STATED PROBLEM » Lines that hold the string "components" are to be counted; give only their number.
----- SUPPLIED INFORMATION
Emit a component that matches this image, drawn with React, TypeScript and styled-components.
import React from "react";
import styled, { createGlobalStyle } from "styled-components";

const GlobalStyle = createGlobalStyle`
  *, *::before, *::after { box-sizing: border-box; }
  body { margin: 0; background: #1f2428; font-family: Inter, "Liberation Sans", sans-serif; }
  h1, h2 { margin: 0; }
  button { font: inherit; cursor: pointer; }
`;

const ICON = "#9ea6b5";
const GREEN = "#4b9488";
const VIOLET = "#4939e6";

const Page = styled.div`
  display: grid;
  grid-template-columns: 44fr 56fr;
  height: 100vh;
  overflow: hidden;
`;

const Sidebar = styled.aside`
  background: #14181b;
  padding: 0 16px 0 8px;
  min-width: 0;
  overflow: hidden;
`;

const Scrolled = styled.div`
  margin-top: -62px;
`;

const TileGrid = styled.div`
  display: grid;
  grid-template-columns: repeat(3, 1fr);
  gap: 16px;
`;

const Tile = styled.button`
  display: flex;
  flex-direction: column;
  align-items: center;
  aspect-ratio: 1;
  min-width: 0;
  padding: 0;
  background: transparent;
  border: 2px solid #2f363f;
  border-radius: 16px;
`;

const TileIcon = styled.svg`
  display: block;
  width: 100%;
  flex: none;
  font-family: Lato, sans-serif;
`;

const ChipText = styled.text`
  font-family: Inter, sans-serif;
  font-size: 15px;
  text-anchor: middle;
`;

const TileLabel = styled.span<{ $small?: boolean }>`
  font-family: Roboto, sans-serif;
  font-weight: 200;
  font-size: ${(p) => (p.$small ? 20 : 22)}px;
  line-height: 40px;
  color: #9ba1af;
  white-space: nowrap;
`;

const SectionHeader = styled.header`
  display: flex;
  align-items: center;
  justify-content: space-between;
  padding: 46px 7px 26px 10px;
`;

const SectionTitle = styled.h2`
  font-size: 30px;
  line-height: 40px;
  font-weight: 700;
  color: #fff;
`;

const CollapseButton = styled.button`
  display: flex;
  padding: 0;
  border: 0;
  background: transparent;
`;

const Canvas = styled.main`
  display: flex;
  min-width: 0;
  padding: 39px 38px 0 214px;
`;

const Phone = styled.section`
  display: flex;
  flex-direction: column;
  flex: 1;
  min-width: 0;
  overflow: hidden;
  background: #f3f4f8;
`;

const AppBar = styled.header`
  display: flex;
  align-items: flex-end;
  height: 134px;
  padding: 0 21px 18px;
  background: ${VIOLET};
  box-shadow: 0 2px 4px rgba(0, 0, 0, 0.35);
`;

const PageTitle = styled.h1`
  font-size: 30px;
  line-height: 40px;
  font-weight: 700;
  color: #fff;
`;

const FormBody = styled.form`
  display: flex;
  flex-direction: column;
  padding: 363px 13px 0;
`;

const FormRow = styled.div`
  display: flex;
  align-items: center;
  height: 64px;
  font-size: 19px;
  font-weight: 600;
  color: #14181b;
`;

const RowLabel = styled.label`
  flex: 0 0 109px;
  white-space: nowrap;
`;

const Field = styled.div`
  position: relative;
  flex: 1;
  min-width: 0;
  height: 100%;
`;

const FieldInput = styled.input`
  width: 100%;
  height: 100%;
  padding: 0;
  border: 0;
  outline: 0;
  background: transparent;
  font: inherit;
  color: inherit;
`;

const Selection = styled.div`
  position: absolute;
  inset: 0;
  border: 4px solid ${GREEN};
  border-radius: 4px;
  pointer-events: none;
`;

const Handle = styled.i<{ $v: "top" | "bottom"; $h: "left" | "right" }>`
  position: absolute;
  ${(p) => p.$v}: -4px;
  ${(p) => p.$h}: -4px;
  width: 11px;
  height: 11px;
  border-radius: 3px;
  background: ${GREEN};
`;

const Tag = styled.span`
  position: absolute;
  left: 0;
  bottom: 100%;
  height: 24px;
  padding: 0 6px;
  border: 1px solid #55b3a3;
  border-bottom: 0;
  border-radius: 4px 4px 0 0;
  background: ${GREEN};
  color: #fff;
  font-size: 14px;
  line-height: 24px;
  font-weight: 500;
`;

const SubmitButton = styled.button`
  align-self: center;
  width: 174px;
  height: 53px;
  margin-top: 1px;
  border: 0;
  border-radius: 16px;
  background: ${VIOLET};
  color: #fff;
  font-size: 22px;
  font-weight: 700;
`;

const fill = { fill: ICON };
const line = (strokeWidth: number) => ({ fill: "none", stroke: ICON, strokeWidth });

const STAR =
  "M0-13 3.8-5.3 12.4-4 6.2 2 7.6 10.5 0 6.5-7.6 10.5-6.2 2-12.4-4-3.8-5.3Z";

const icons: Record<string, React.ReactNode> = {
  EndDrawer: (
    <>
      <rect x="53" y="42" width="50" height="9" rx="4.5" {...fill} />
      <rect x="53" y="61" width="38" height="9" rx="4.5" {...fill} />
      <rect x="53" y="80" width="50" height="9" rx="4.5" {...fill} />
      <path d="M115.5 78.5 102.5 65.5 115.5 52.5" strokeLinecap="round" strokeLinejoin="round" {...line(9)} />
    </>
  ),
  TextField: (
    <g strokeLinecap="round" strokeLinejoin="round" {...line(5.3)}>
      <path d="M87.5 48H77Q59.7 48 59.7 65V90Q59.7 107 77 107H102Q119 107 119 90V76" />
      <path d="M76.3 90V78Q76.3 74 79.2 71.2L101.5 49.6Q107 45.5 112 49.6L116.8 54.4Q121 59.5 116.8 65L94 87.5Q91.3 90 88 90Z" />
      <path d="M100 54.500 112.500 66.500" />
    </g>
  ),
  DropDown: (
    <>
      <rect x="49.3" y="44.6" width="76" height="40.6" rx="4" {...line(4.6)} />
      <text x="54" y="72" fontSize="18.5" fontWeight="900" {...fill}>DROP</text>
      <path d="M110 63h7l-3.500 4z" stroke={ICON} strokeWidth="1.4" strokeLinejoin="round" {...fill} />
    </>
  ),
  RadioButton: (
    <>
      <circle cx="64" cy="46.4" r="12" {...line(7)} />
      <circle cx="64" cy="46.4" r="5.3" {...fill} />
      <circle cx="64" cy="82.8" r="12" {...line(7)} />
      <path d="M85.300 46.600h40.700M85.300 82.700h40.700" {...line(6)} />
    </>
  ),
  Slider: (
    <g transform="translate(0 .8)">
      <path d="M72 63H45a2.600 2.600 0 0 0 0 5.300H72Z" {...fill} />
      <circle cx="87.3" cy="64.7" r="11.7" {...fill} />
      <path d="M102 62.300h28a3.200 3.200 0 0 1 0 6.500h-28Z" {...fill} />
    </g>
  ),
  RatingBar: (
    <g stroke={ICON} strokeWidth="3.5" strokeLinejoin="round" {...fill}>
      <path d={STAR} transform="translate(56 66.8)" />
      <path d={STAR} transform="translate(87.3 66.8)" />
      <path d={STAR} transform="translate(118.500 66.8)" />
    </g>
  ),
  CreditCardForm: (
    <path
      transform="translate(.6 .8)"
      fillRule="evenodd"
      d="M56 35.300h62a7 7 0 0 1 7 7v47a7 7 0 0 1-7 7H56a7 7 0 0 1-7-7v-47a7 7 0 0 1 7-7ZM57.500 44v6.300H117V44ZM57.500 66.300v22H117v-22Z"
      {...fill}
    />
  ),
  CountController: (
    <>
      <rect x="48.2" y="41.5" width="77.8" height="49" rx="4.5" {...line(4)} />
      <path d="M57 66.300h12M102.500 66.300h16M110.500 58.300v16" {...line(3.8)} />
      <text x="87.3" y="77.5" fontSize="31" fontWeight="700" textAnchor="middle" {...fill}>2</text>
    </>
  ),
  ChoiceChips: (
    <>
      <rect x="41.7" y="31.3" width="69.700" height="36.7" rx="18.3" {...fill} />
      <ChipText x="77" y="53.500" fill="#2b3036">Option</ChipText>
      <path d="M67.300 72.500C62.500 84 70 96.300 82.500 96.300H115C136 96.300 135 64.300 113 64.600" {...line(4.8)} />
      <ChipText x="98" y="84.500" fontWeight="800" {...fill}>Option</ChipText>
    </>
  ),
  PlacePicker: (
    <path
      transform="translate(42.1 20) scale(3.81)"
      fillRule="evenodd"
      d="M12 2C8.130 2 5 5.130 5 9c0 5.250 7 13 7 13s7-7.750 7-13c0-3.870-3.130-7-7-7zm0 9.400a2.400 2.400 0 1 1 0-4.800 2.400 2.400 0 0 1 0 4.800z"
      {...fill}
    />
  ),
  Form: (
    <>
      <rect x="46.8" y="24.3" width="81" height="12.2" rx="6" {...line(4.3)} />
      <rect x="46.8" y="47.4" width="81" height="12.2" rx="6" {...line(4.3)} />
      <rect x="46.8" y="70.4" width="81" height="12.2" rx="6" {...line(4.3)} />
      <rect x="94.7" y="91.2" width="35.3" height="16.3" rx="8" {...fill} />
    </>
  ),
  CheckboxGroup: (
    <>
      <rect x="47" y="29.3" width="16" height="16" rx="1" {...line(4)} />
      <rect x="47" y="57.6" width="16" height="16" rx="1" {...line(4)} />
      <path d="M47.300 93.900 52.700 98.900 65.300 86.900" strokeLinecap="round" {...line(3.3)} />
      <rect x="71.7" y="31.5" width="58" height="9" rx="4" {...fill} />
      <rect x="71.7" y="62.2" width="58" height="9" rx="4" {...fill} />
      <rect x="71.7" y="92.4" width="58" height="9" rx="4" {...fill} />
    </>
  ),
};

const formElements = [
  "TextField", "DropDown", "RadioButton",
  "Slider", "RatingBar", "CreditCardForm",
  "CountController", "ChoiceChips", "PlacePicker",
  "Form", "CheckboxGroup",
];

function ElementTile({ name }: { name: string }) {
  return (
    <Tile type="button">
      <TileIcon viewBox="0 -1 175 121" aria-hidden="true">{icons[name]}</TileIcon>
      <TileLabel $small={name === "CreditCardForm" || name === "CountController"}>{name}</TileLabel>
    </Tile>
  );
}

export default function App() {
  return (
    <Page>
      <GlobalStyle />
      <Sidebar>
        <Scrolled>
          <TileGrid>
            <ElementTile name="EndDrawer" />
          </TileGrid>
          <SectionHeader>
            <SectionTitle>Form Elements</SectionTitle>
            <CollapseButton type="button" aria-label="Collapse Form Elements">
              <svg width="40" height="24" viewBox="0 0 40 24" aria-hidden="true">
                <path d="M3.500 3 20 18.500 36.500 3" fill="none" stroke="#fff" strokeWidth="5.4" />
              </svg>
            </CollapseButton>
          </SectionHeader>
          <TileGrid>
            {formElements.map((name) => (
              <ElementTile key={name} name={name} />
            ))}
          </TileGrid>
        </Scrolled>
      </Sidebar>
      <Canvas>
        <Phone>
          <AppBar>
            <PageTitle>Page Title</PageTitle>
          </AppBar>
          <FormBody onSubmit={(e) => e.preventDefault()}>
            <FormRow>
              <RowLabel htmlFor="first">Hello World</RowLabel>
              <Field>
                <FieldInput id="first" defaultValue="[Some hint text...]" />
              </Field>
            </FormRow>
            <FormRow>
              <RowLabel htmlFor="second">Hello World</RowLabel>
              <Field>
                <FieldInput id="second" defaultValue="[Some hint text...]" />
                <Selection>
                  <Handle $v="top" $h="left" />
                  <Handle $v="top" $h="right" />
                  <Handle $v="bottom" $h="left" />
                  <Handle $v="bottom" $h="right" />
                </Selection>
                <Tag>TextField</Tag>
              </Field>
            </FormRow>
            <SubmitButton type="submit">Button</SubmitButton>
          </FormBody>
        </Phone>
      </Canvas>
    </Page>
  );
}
----------
OUTPUT OF THE TASK » 2